Goldman Sachs has turned more constructive on India's macroeconomic outlook, citing easing commodity prices, a stabilising rupee, resilient domestic demand and expectations of healthy corporate earnings.
However, the brokerage said economic growth is still likely to remain below levels projected before the West Asia conflict.
The brokerage has revised its 2026 real GDP growth forecast to 6.8 percent, up from the 5.9 percent estimated immediately after the US-Iran conflict, though still below its pre-war forecast of 7.1 percent.
It also expects average inflation to ease to 4.4 percent from the earlier post-war estimate of 4.6 percent, while forecasting Brent crude to average $85 per barrel, down from the earlier assumption of $95.

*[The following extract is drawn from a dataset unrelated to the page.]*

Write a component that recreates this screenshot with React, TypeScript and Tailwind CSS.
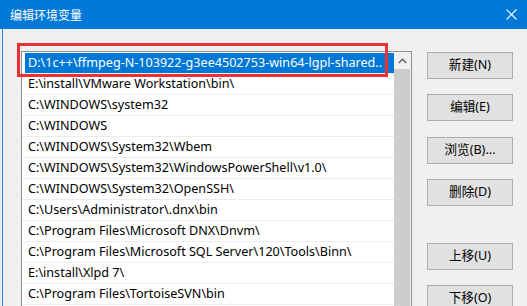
const paths = [
  'D:\\1c++\\ffmpeg-N-103922-g3ee4502753-win64-lgpl-shared..',
  'E:\\install\\VMware Workstation\\bin\\',
  'C:\\WINDOWS\\system32',
  'C:\\WINDOWS',
  'C:\\WINDOWS\\System32\\Wbem',
  'C:\\WINDOWS\\System32\\WindowsPowerShell\\v1.0\\',
  'C:\\WINDOWS\\System32\\OpenSSH\\',
  'C:\\Users\\Administrator\\.dnx\\bin',
  'C:\\Program Files\\Microsoft DNX\\Dnvm\\',
  'C:\\Program Files\\Microsoft SQL Server\\120\\Tools\\Binn\\',
  'E:\\install\\Xlpd 7\\',
  'C:\\Program Files\\TortoiseSVN\\bin',
]

const buttons = [
  { label: '新建(N)', mt: 'mt-0' },
  { label: '编辑(E)', mt: 'mt-[15px]' },
  { label: '浏览(B)...', mt: 'mt-[16px]' },
  { label: '删除(D)', mt: 'mt-[15px]' },
  { label: '上移(U)', mt: 'mt-[37px]' },
  { label: '下移(O)', mt: 'mt-[15px]' },
]

function CloseIcon() {
  return (
    <svg width="11" height="11" viewBox="0 0 11 11" className="block">
      <path d="M0.5 0.5 L10.5 10.5 M10.5 0.5 L0.5 10.5" stroke="#fff" strokeWidth="1.1" />
    </svg>
  )
}

function PathRow({ text, selected }: { text: string; selected: boolean }) {
  return (
    <div className="h-[21px] border-b border-[#ececec] flex">
      <div
        className={
          selected
            ? 'ml-[3px] flex-1 bg-[#0078d7] text-white flex items-center pl-[3px] whitespace-nowrap overflow-hidden'
            : 'ml-[3px] flex-1 text-black flex items-center pl-[3px] whitespace-nowrap overflow-hidden'
        }
      >
        {text}
      </div>
    </div>
  )
}

export default function App() {
  return (
    <div
      className="w-[527px] h-[306px] overflow-hidden flex flex-col bg-[#f0f0f0] text-[12.6px] select-none"
      style={{ fontFamily: '"Noto Sans", "Noto Sans CJK SC", sans-serif' }}
    >
      {/* title bar */}
      <div className="h-[29px] shrink-0 bg-[#0078d7] flex items-center pl-[10px] pr-[10px] text-white">
        <span className="flex-1 leading-none text-[12px]" style={{ fontFamily: '"Noto Sans CJK SC", sans-serif' }}>编辑环境变量</span>
        <CloseIcon />
      </div>

      <div className="flex flex-1 min-h-0">
        <div className="w-[2px] bg-[#e9eef5]" />
        <div className="w-[1px] bg-[#3a80d2]" />

        <div className="flex flex-1 min-h-0 pl-[18px] relative">
          {/* list box */}
          <div className="mt-[22px] w-[391px] border border-[#8f8f8f] bg-white flex min-h-0 h-[400px] shrink-0">
            <div className="flex-1 pt-[1px] overflow-hidden">
              {paths.map((p, i) => (
                <PathRow key={i} text={p} selected={i === 0} />
              ))}
            </div>
            <div className="w-[17px] flex flex-col bg-[#f0f0f0]">
              <div className="h-[17px] flex items-center justify-center">
                <svg width="9" height="6" viewBox="0 0 9 6">
                  <path d="M0.8 5 L4.5 1.3 L8.2 5" stroke="#606060" strokeWidth="1.4" fill="none" />
                </svg>
              </div>
              <div className="flex-1 bg-[#cdcdcd] mr-[1px]" />
            </div>
          </div>

          {/* red highlight frame */}
          <div className="absolute left-[14px] top-[14px] w-[371px] h-[34px] border-[3px] border-[#eb2f33] pointer-events-none" />

          {/* buttons */}
          <div className="ml-[15px] mt-[23px] flex flex-col">
            {buttons.map((b) => (
              <div
                key={b.label}
                className={`${b.mt} w-[86px] h-[27px] shrink-0 bg-[#e1e1e1] border border-[#adadad] flex items-center justify-center text-black`}
              >
                {b.label}
              </div>
            ))}
          </div>
        </div>
      </div>
    </div>
  )
}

Brent crude was trading at $78 per barrel on Monday compared with $72 per barrel last week.
“India's improving outlook is being supported by lower commodity prices, a stabilised currency, resilient domestic growth, healthy second-quarter earnings expectations and the possibility of earnings upgrades in select domestic sectors,” it noted.
It cautioned that the broader earnings downgrade cycle has not ended, with consensus earnings growth for MSCI India already cut to 12 percent for 2026 and likely to moderate further towards Goldman Sachs' 10 percent estimate.
More to come
The brokerage expects foreign investor sentiment to improve after record outflows earlier this year, noting that overseas investors remain significantly underweight on Indian equities.
It believes improving domestic fundamentals could encourage foreign flows to return in the second half of the year.
Despite warning that renewed geopolitical tensions in West Asia could trigger near-term volatility, Goldman Sachs expects the Nifty to recover towards its June 2027 target of 26,500.